To learn more about this, search for the terms…
NIOSH particulate filtration
NIOSH = The National Institute for Occupational Safety and Health…
NIOSH Guide to the Selection and Use of Particulate Respirators…
We got a Honeywell True HEPA Allergen Remover that seems to have helped my wife with her household environmental allergies. Was highly recommended by Consumer Reports, for what it’s worth. It’s been running 24/7 for over 2 years.
Thanks this is the one I went with.
To effectively clean the air in whatever room she’s in, she’d need to keep the door shut. And as soon as she moves to another room - bathroom, kitchen, whatever - she’s back to breathing unfiltered air.
Does your house have forced-air central heating? If so, is there a compelling reason not to install an allergen-rated filter on the furnace? This would probably do a better job of keeping the air in the entire house clean, compared to a single portable filtration unit. My wife has pretty bad spring allergies, and this is how we take care of it at our house; we just set the furnace blower to continuous on rather than having it only come on with the heat or AC.
Look in the HVAC section of Home Depot/Lowe’s for suitably rated furnace filters.
No we have a fireplace and a pellet stove for heating. Our house doesn’t have ducting. The fireplace has a tendency to put smoke in the room (go figure right?) and that’s what the filter is mostly for. I should mention we also have electric wire radiant heating but that doesn’t move air at all, and is expensive.

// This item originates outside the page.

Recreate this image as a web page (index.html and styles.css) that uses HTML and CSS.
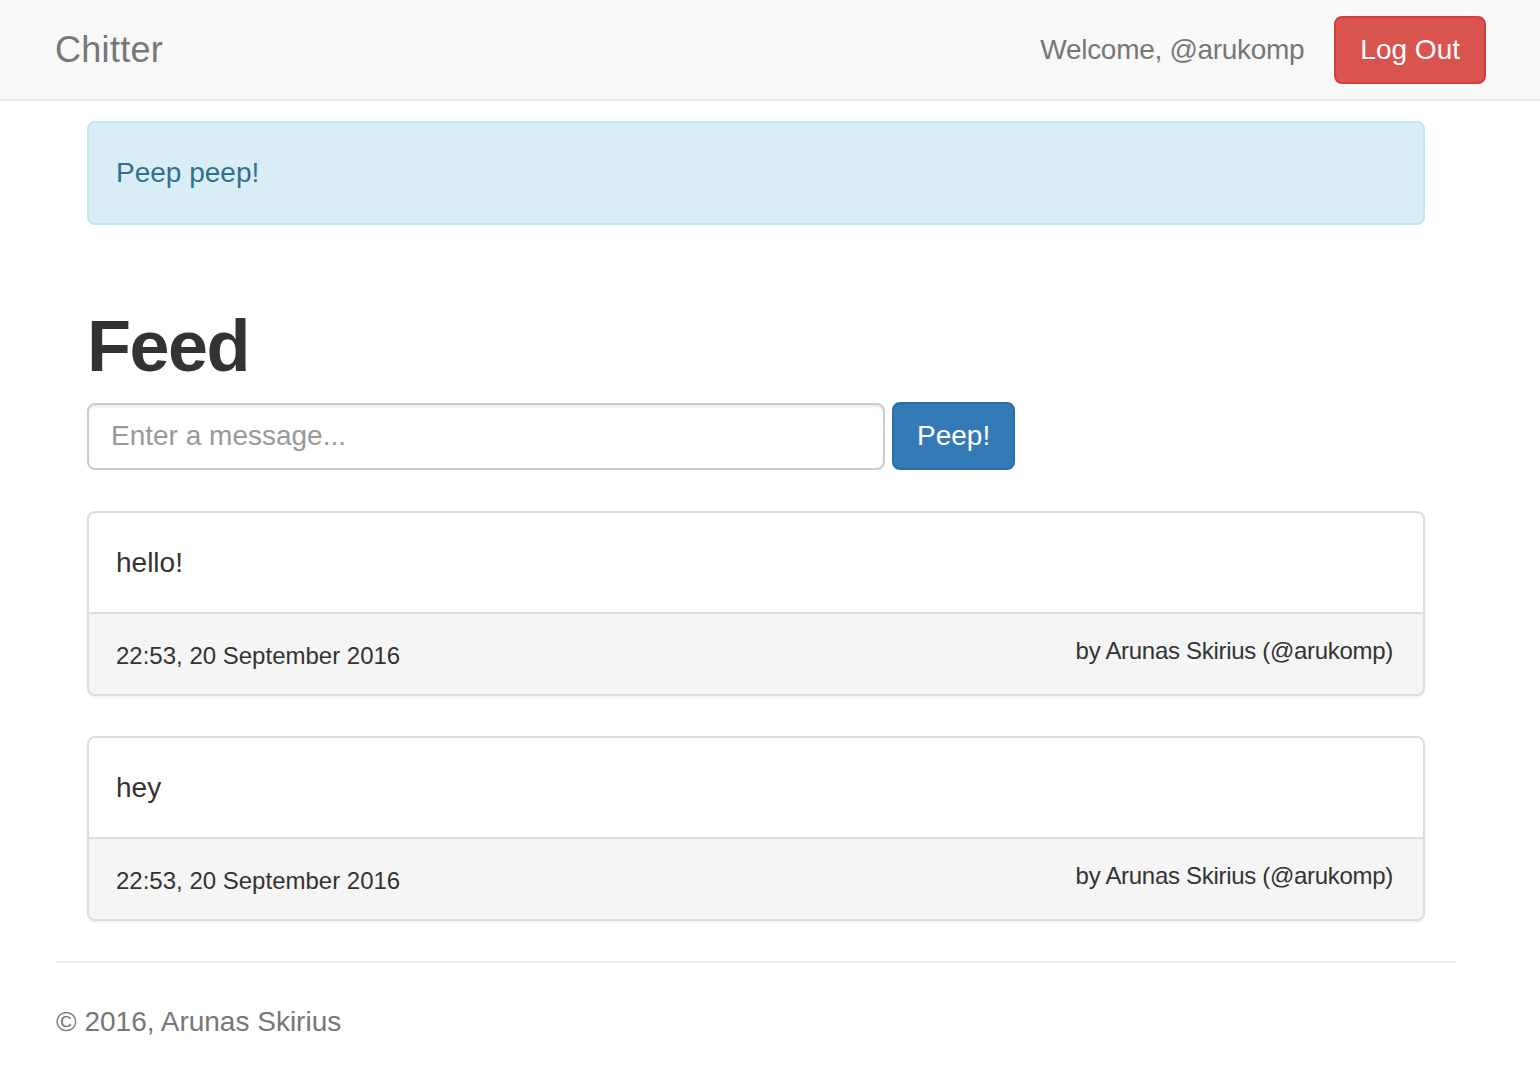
FILE: index.html
```html
<!DOCTYPE html>
<html>
<head>
<meta charset="utf-8">
<link rel="stylesheet" href="styles.css">
<title>Chitter</title>
</head>
<body>
<nav class="navbar">
  <a class="brand">Chitter</a>
  <div class="nav-right">
    <span class="welcome">Welcome, @arukomp</span>
    <button class="btn btn-danger">Log Out</button>
  </div>
</nav>
<main class="content">
  <div class="alert">Peep peep!</div>
  <h1 class="title">Feed</h1>
  <form class="peep-form">
    <input class="form-control" type="text" placeholder="Enter a message...">
    <button class="btn btn-primary" type="button">Peep!</button>
  </form>
  <div class="panel">
    <div class="panel-body">hello!</div>
    <div class="panel-footer">
      <span class="date">22:53, 20 September 2016</span>
      <span class="author">by Arunas Skirius (@arukomp)</span>
    </div>
  </div>
  <div class="panel">
    <div class="panel-body">hey</div>
    <div class="panel-footer">
      <span class="date">22:53, 20 September 2016</span>
      <span class="author">by Arunas Skirius (@arukomp)</span>
    </div>
  </div>
</main>
<footer class="site-footer">
  <hr class="rule">
  <p class="copy">© 2016, Arunas Skirius</p>
</footer>
</body>
</html>
```

FILE: styles.css
```css
* { box-sizing: border-box; }
html, body { margin: 0; padding: 0; background: #fff; }
body {
  font-family: "Liberation Sans", Arial, Helvetica, sans-serif;
  font-size: 28px;
  line-height: 40px;
  color: #333;
}
.navbar {
  height: 101px;
  background: #f8f8f8;
  border-bottom: 2px solid #e7e7e7;
  display: flex;
  align-items: center;
  justify-content: space-between;
  padding: 0 54px 0 55px;
}
.brand {
  font-size: 36px;
  color: #777;
  line-height: 40px;
  letter-spacing: 0.3px;
}
.nav-right { display: flex; align-items: center; }
.welcome { color: #777; font-size: 28px; margin-right: 30px; letter-spacing: -0.3px; }
.btn {
  font-family: inherit;
  font-size: 28px;
  line-height: 40px;
  padding: 12px 24px;
  border-radius: 8px;
  border: 2px solid transparent;
  color: #fff;
  cursor: pointer;
}
.btn-danger { background: #d9534f; border-color: #d43f3a; }
.btn-primary { background: #337ab7; border-color: #2e6da4; }
.content {
  width: 1338px;
  margin: 20px 0 0 87px;
}
.alert {
  background: #d9edf7;
  border: 2px solid #bce8f1;
  color: #31708f;
  border-radius: 8px;
  padding: 30px 27px 30px;
  margin-bottom: 40px;
}
.title {
  font-size: 72px;
  line-height: 79px;
  font-weight: 700;
  letter-spacing: -1.5px;
  margin: 82px 0 16px;
  color: #333;
}
.peep-form { display: flex; align-items: center; gap: 7px; margin: 0 0 41px; }
.form-control {
  width: 798px;
  height: 67px;
  font-family: inherit;
  font-size: 28px;
  border: 2px solid #ccc;
  border-radius: 8px;
  padding: 12px 22px;
  color: #555;
  box-shadow: inset 0 2px 2px rgba(0,0,0,.075);
}
.form-control::placeholder { color: #999; }
.peep-form .btn { height: 68px; padding: 12px 23px; }
.panel {
  border: 2px solid #ddd;
  border-radius: 8px;
  background: #fff;
  box-shadow: 0 2px 2px rgba(0,0,0,.05);
  margin-bottom: 40px;
  overflow: hidden;
}
.panel-body { padding: 30px 27px 29px; }
.panel-footer {
  background: #f5f5f5;
  border-top: 2px solid #ddd;
  padding: 20px 30px 20px 27px;
  display: flex;
  justify-content: space-between;
  align-items: flex-start;
  font-size: 24px;
}
.date { position: relative; top: 2px; }
.author { position: relative; top: -3px; letter-spacing: -0.3px; }
.site-footer { padding: 0 84px 0 56px; margin-top: 0; }
.rule { border: 0; border-top: 2px solid #eee; margin: 0; }
.copy { color: #777; margin: 39px 0 0; }
```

As noted upthread, any portable filtration unit that specifies HEPA filtration will do the job. One that is “True HEPA” is certified to meet industry standards; “HEPA-type” or “HEPA-like” often use the same filtration material and likely perform as well as true-HEPA, but the manufacturer hasn’t paid for independent certification and so there are no guarantees.
Filtration units typically specify the size of room for which they are intended, so if you’ve got a big room, check the label; you may need two units instead of one (plus you’ll want additional units for other rooms).